The popularity of Kirkwall as a cruise ship destination continues to grow.
There were 137 cruise ship visits to Orkney for the 2017 – 18 season bringing 116,465 passengers to our shores. This meant the revenue from the port calls increased by 21.4% amounting to £1,962,823.
Currently EU citizens have freedom of movement and so for those outside the EU the United Kingdom Border Agency (UKBA) conducts face to document checks. Due to the numbers involved this is not a problem. If the UK leaves the single market of the EU freedom of movement will also go.
Orkney’s Ferry Services
For Northlink Serco , the Hatston ferry service showed very little change, however, there was an increase of 14% for freight. This was mainly on the Aberdeen route.
Stromness ferry service which plies the route across the Pentland Firth to Scrabster on the Scottish mainland increased by 15.5% for passengers but for freight it had declined by 18%.

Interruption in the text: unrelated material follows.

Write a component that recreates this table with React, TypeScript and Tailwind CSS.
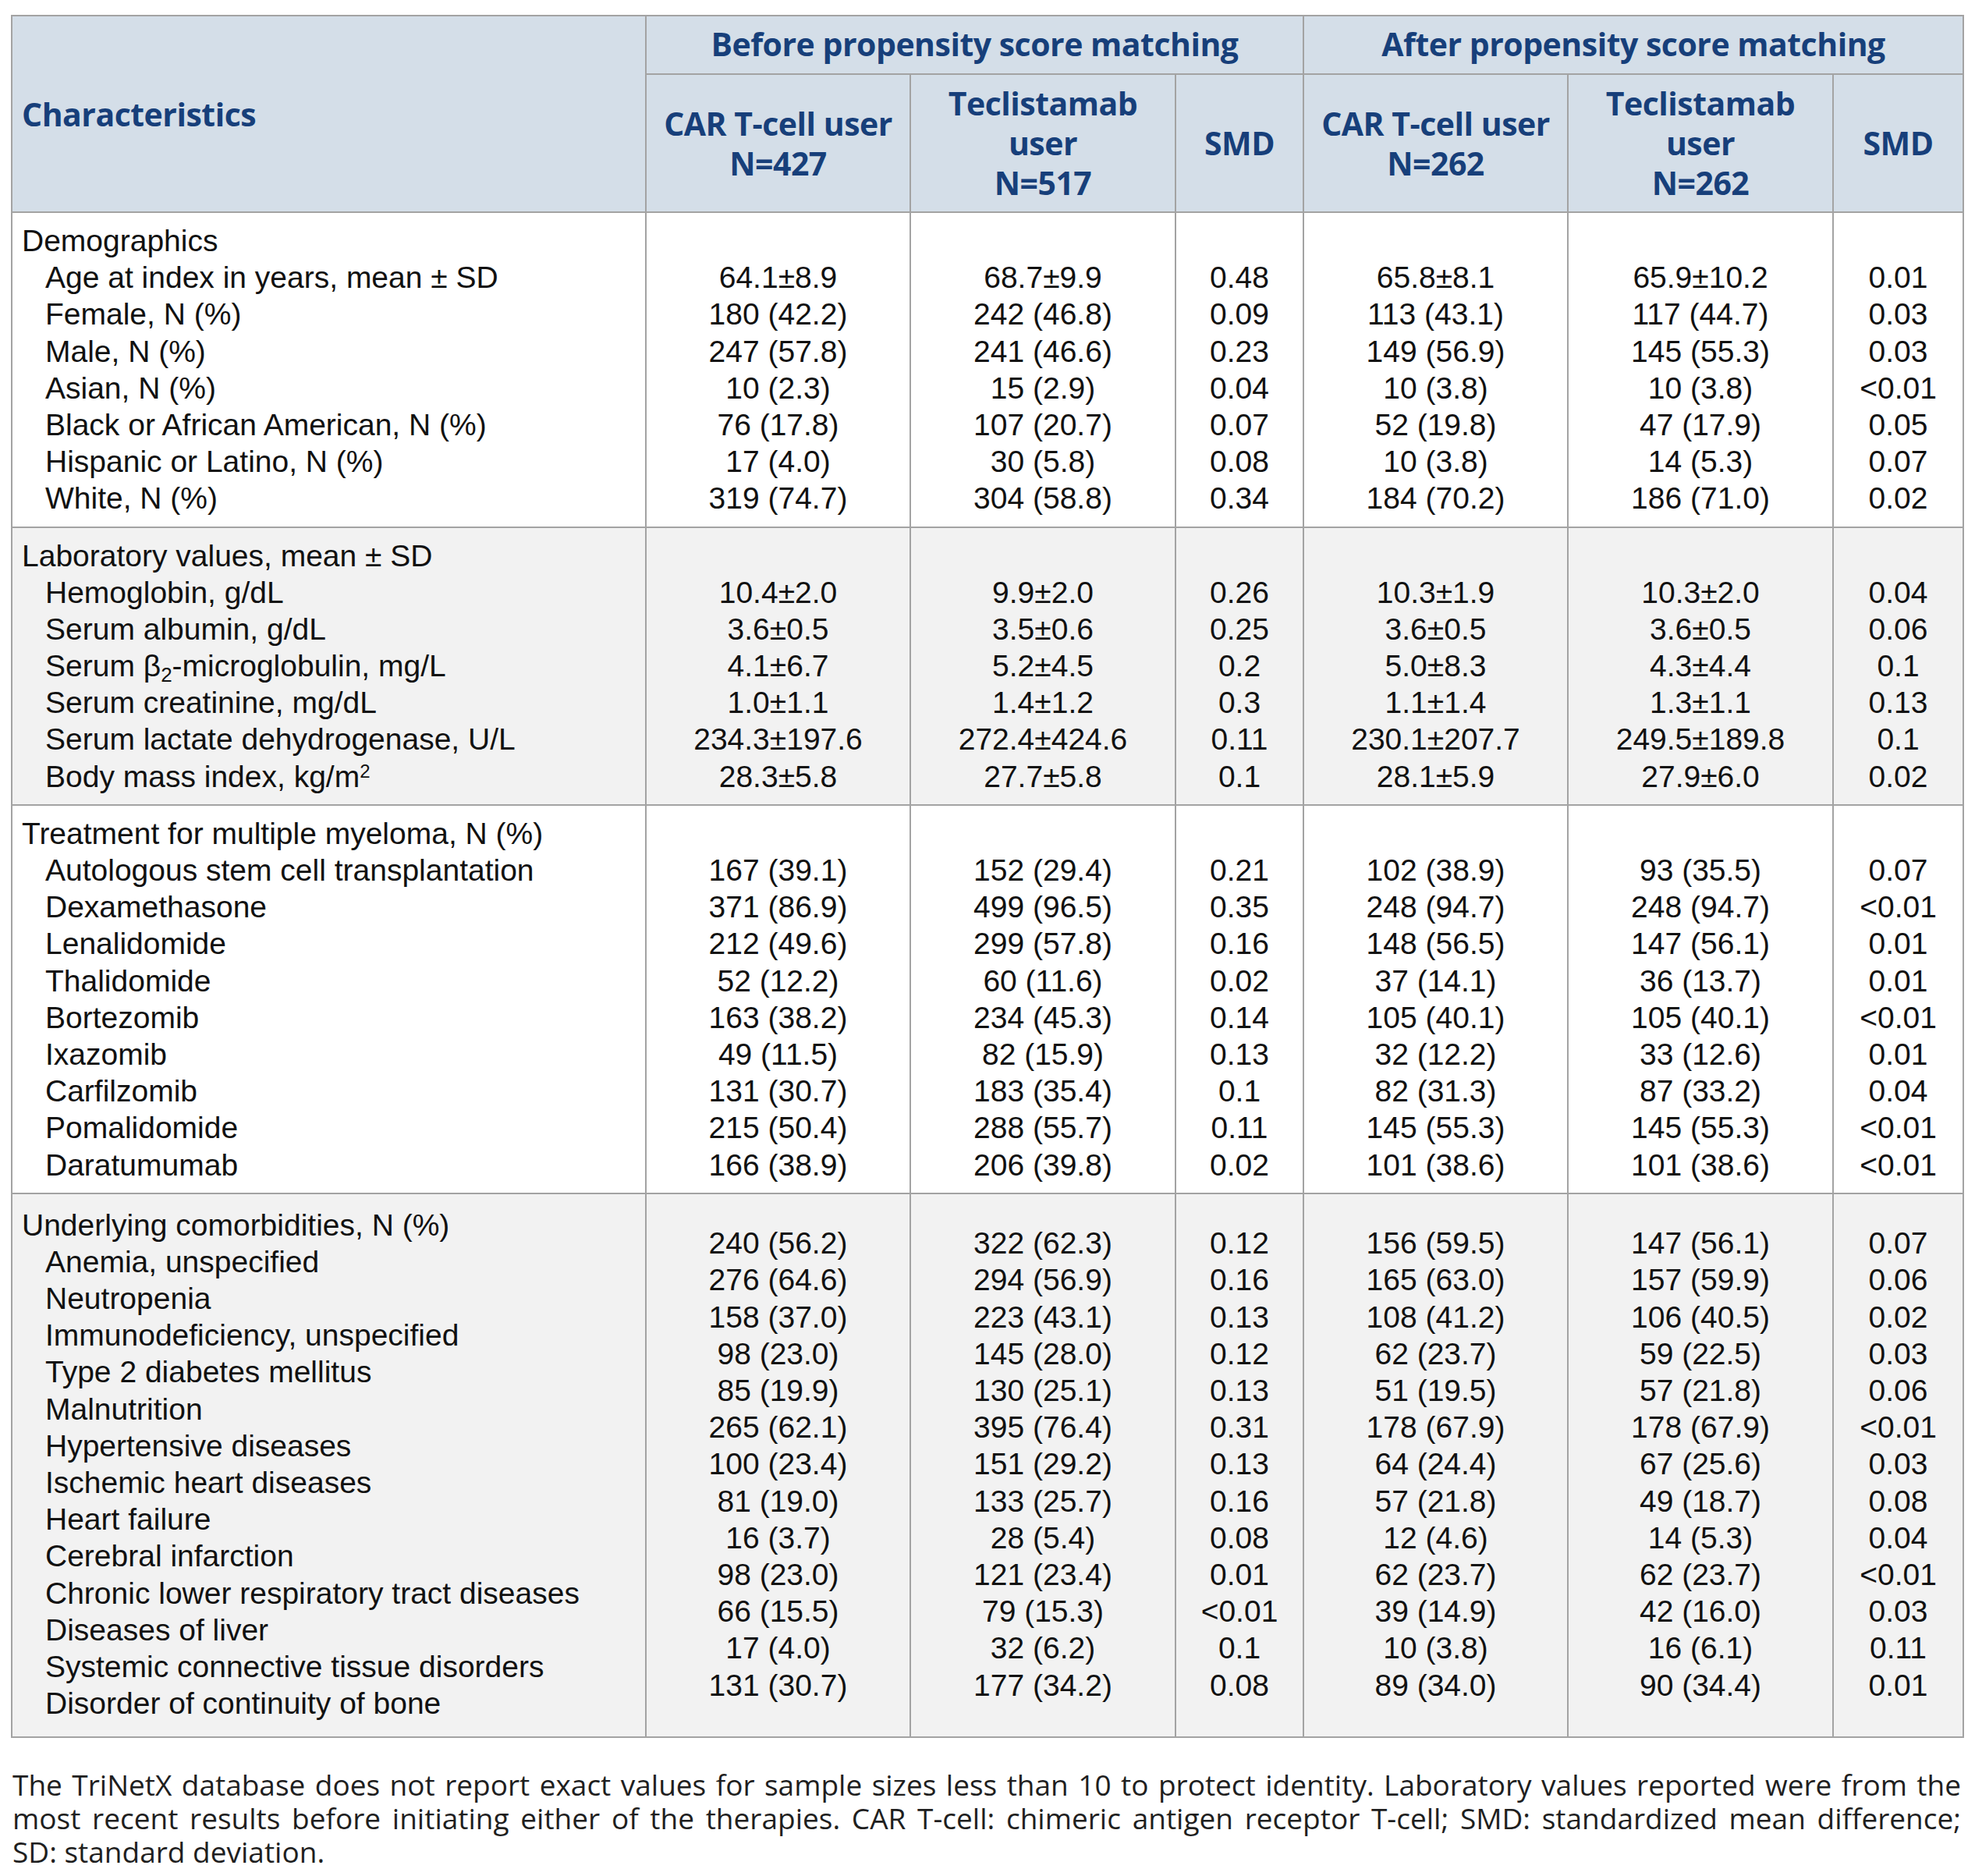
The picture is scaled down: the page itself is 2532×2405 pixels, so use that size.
type Row = [string, string, string, string, string, string];

type Section = {
  title: string;
  labels: React.ReactNode[];
  values: Row[];
  centered?: boolean;
  shade?: boolean;
};

const sections: Section[] = [
  {
    title: 'Demographics',
    labels: [
      'Age at index in years, mean ± SD',
      'Female, N (%)',
      'Male, N (%)',
      'Asian, N (%)',
      'Black or African American, N (%)',
      'Hispanic or Latino, N (%)',
      'White, N (%)',
    ],
    values: [
      ['64.1±8.9', '68.7±9.9', '0.48', '65.8±8.1', '65.9±10.2', '0.01'],
      ['180 (42.2)', '242 (46.8)', '0.09', '113 (43.1)', '117 (44.7)', '0.03'],
      ['247 (57.8)', '241 (46.6)', '0.23', '149 (56.9)', '145 (55.3)', '0.03'],
      ['10 (2.3)', '15 (2.9)', '0.04', '10 (3.8)', '10 (3.8)', '<0.01'],
      ['76 (17.8)', '107 (20.7)', '0.07', '52 (19.8)', '47 (17.9)', '0.05'],
      ['17 (4.0)', '30 (5.8)', '0.08', '10 (3.8)', '14 (5.3)', '0.07'],
      ['319 (74.7)', '304 (58.8)', '0.34', '184 (70.2)', '186 (71.0)', '0.02'],
    ],
  },
  {
    title: 'Laboratory values, mean ± SD',
    shade: true,
    labels: [
      'Hemoglobin, g/dL',
      'Serum albumin, g/dL',
      <>
        Serum β<sub className="text-[26px]">2</sub>-microglobulin, mg/L
      </>,
      'Serum creatinine, mg/dL',
      'Serum lactate dehydrogenase, U/L',
      <>
        Body mass index, kg/m<sup className="text-[24px]">2</sup>
      </>,
    ],
    values: [
      ['10.4±2.0', '9.9±2.0', '0.26', '10.3±1.9', '10.3±2.0', '0.04'],
      ['3.6±0.5', '3.5±0.6', '0.25', '3.6±0.5', '3.6±0.5', '0.06'],
      ['4.1±6.7', '5.2±4.5', '0.2', '5.0±8.3', '4.3±4.4', '0.1'],
      ['1.0±1.1', '1.4±1.2', '0.3', '1.1±1.4', '1.3±1.1', '0.13'],
      ['234.3±197.6', '272.4±424.6', '0.11', '230.1±207.7', '249.5±189.8', '0.1'],
      ['28.3±5.8', '27.7±5.8', '0.1', '28.1±5.9', '27.9±6.0', '0.02'],
    ],
  },
  {
    title: 'Treatment for multiple myeloma, N (%)',
    labels: [
      'Autologous stem cell transplantation',
      'Dexamethasone',
      'Lenalidomide',
      'Thalidomide',
      'Bortezomib',
      'Ixazomib',
      'Carfilzomib',
      'Pomalidomide',
      'Daratumumab',
    ],
    values: [
      ['167 (39.1)', '152 (29.4)', '0.21', '102 (38.9)', '93 (35.5)', '0.07'],
      ['371 (86.9)', '499 (96.5)', '0.35', '248 (94.7)', '248 (94.7)', '<0.01'],
      ['212 (49.6)', '299 (57.8)', '0.16', '148 (56.5)', '147 (56.1)', '0.01'],
      ['52 (12.2)', '60 (11.6)', '0.02', '37 (14.1)', '36 (13.7)', '0.01'],
      ['163 (38.2)', '234 (45.3)', '0.14', '105 (40.1)', '105 (40.1)', '<0.01'],
      ['49 (11.5)', '82 (15.9)', '0.13', '32 (12.2)', '33 (12.6)', '0.01'],
      ['131 (30.7)', '183 (35.4)', '0.1', '82 (31.3)', '87 (33.2)', '0.04'],
      ['215 (50.4)', '288 (55.7)', '0.11', '145 (55.3)', '145 (55.3)', '<0.01'],
      ['166 (38.9)', '206 (39.8)', '0.02', '101 (38.6)', '101 (38.6)', '<0.01'],
    ],
  },
  {
    title: 'Underlying comorbidities, N (%)',
    shade: true,
    centered: true,
    labels: [
      'Anemia, unspecified',
      'Neutropenia',
      'Immunodeficiency, unspecified',
      'Type 2 diabetes mellitus',
      'Malnutrition',
      'Hypertensive diseases',
      'Ischemic heart diseases',
      'Heart failure',
      'Cerebral infarction',
      'Chronic lower respiratory tract diseases',
      'Diseases of liver',
      'Systemic connective tissue disorders',
      'Disorder of continuity of bone',
    ],
    values: [
      ['240 (56.2)', '322 (62.3)', '0.12', '156 (59.5)', '147 (56.1)', '0.07'],
      ['276 (64.6)', '294 (56.9)', '0.16', '165 (63.0)', '157 (59.9)', '0.06'],
      ['158 (37.0)', '223 (43.1)', '0.13', '108 (41.2)', '106 (40.5)', '0.02'],
      ['98 (23.0)', '145 (28.0)', '0.12', '62 (23.7)', '59 (22.5)', '0.03'],
      ['85 (19.9)', '130 (25.1)', '0.13', '51 (19.5)', '57 (21.8)', '0.06'],
      ['265 (62.1)', '395 (76.4)', '0.31', '178 (67.9)', '178 (67.9)', '<0.01'],
      ['100 (23.4)', '151 (29.2)', '0.13', '64 (24.4)', '67 (25.6)', '0.03'],
      ['81 (19.0)', '133 (25.7)', '0.16', '57 (21.8)', '49 (18.7)', '0.08'],
      ['16 (3.7)', '28 (5.4)', '0.08', '12 (4.6)', '14 (5.3)', '0.04'],
      ['98 (23.0)', '121 (23.4)', '0.01', '62 (23.7)', '62 (23.7)', '<0.01'],
      ['66 (15.5)', '79 (15.3)', '<0.01', '39 (14.9)', '42 (16.0)', '0.03'],
      ['17 (4.0)', '32 (6.2)', '0.1', '10 (3.8)', '16 (6.1)', '0.11'],
      ['131 (30.7)', '177 (34.2)', '0.08', '89 (34.0)', '90 (34.4)', '0.01'],
    ],
  },
];

const th = 'border-2 border-[#a3a3a3] text-center align-middle';

function SectionRow({ s }: { s: Section }) {
  const pad = s.centered ? 'pt-[16px] pb-[19px] align-middle' : 'py-[12px] align-top';
  const bg = s.shade ? 'bg-[#f2f2f2]' : 'bg-white';
  return (
    <tr className={bg}>
      <td className={`border-2 border-[#a3a3a3] pl-[12px] ${pad}`}>
        <div className="h-[47.2px]">{s.title}</div>
        {s.labels.map((l, i) => (
          <div key={i} className="h-[47.2px] pl-[30px] whitespace-nowrap">
            {l}
          </div>
        ))}
      </td>
      {[0, 1, 2, 3, 4, 5].map((c) => (
        <td key={c} className={`border-2 border-[#a3a3a3] text-center ${pad}`}>
          {!s.centered && <div className="h-[47.2px]" />}
          {s.values.map((r, i) => (
            <div key={i} className="h-[47.2px] whitespace-nowrap">
              {r[c]}
            </div>
          ))}
        </td>
      ))}
    </tr>
  );
}

export default function App() {
  return (
    <div className="min-h-screen bg-white pt-[19px] pl-[14px]">
      <table className="w-[2502px] table-fixed border-collapse font-['Liberation_Sans',Arial,sans-serif] text-[39px] leading-[47.2px] text-[#111]">
        <colgroup>
          <col className="w-[813px]" />
          <col className="w-[339px]" />
          <col className="w-[340px]" />
          <col className="w-[164px]" />
          <col className="w-[339px]" />
          <col className="w-[340px]" />
          <col className="w-[167px]" />
        </colgroup>
        <thead className="bg-[#d4dee8] font-['Open_Sans',sans-serif] font-bold text-[41px] leading-[51px] tracking-[-0.5px] text-[#173f7a]">
          <tr className="h-[75px]">
            <th rowSpan={2} className="border-2 border-[#a3a3a3] pl-[12px] text-left align-middle font-bold">
              Characteristics
            </th>
            <th colSpan={3} className={`${th} pb-[3px]`}>
              Before propensity score matching
            </th>
            <th colSpan={3} className={`${th} pb-[3px]`}>
              After propensity score matching
            </th>
          </tr>
          <tr className="h-[177px]">
            <th className={th}>
              CAR T-cell user
              <br />
              N=427
            </th>
            <th className={th}>
              Teclistamab
              <br />
              user
              <br />
              N=517
            </th>
            <th className={th}>SMD</th>
            <th className={th}>
              CAR T-cell user
              <br />
              N=262
            </th>
            <th className={th}>
              Teclistamab
              <br />
              user
              <br />
              N=262
            </th>
            <th className={th}>SMD</th>
          </tr>
        </thead>
        <tbody>
          {sections.map((s) => (
            <SectionRow key={s.title} s={s} />
          ))}
        </tbody>
      </table>

      <div className="mt-[38px] w-[2500px] pl-[2px] font-['Open_Sans',sans-serif] text-[37px] leading-[43px] text-[#1f1f1f]">
        <div className="whitespace-nowrap text-justify [text-align-last:justify]">
          The TriNetX database does not report exact values for sample sizes less than 10 to protect identity. Laboratory values reported were from the
        </div>
        <div className="whitespace-nowrap text-justify [text-align-last:justify]">
          most recent results before initiating either of the therapies. CAR T-cell: chimeric antigen receptor T-cell; SMD: standardized mean difference;
        </div>
        <div>SD: standard deviation.</div>
      </div>
    </div>
  );
}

There are no figures in the annual report from Marine Services for Pentland Ferries because it uses the Trust Port of St Margaret’s Hope. The figures only cover OIC’s Harbours.
Ship to Ship Transfers
The annual report from Orkney Islands Marine Services also showed that there were 32 Ship to Ship (STS) oil transfer operations of crude oil, against a target of 12, and one Ship to Ship transfer of Liquefied Petroleum Gas in Scapa Flow . This involved 67 vessels and brought in an income of £1,278,311. This was an increase in revenues of 123%.
The revenues for Scapa Flow Oil Port amounted to £9,336,380, an increase of £453,315 with the trading surplus of £4,082,100 going into the council’s Strategic Reserve Fund with £80k into the Repairs and Maintenance budget.
Orkney has a Waste Officer and all this increase in marine activity means that the collection of waste has also increased significantly. It has also meant that the services of Orkney’s pilot boats has been required more. There was an increase in pilotage of 14.5%.
Gavin Barr, Executive Director of Development and Infrastructure Services said:
“I am extremely proud and grateful to the Harbour Master and his team for the comprehensive services which are provided 24 hours a day, 365 days a year to keep our lifeline ports open, and to generate substantial new marine activity which not only ensures that we cover costs and provide a return to the council reserves, but also contribute to creating new opportunities and benefits for private business across the Orkney supply chain.
“We are mindful that, although oil related activity in the Scapa Flow Oil Port has shown strong growth performance with regards to STS operations and offshore platform moorings, the bedrock of traditional Flotta operations is expected to potentially decline slowly over the next decade or so. The diversification into STS, deep-water mooring and a range of other possible opportunities such as LNG bunkering and supply has to remain an essential area of our business development.”
The cruise ships which call in all require pilotage, Ship-to-Ship operations required 2 or 3 pilots and the accommodation rigs required the pilot being on board for 3 or 4 days.
Orkney Islands Marine Services is responsible for towage within its waters and these vessels are requiring an increasing amount of repairs as they age. These are to be replaced. The staff employed in this sector are extremely skilled.
In its conclusion the report states:
” In the past three years, over £11,400,000 has been transferred from operating surpluses into the Council’s reserves and a Miscellaneous Piers and Harbours repairs and maintenance reserve of some £6,000,000 has been strengthened.”
There are many costs to be met including continuous improvements to Orkney’s harbours infrastructures and vessels.
Kirkwall’s Flood Wall – only one of many improvements being made
Councillor Graham Sinclair, Chair of the Council’s Development and Infrastructure Committee said:
“The figures presented in the annual report are a strong reflection of the benefits that can be reaped by making the most of all the business opportunities that are available through harbour operations in Orkney – market conditions and strong marketing and business development functions have come together to make this possible.
“I’d also pay tribute to our hardworking harbours staff, who’s strong record of safe and successful operations has cemented Orkney’s reputation as a force to be reckoned with in highly competitive international marine services circles. This is exemplified right across the team – from harbour operations staff who respond, often at just an hour’s notice, for STS services – to the Environmental unit who are often asked to report internationally on their work.
“The current surplus levels indicate that the Harbour Authority will continue to be in a financial position to contribute substantially to the reserves – but it is vital that we also use our funds to develop and maintain our harbours infrastructure to ensure that operations remain safe, that lifeline services and the more remote piers are not forgotten and to diversify activity to ensure that the harbour continues to be a major driver for Orkney.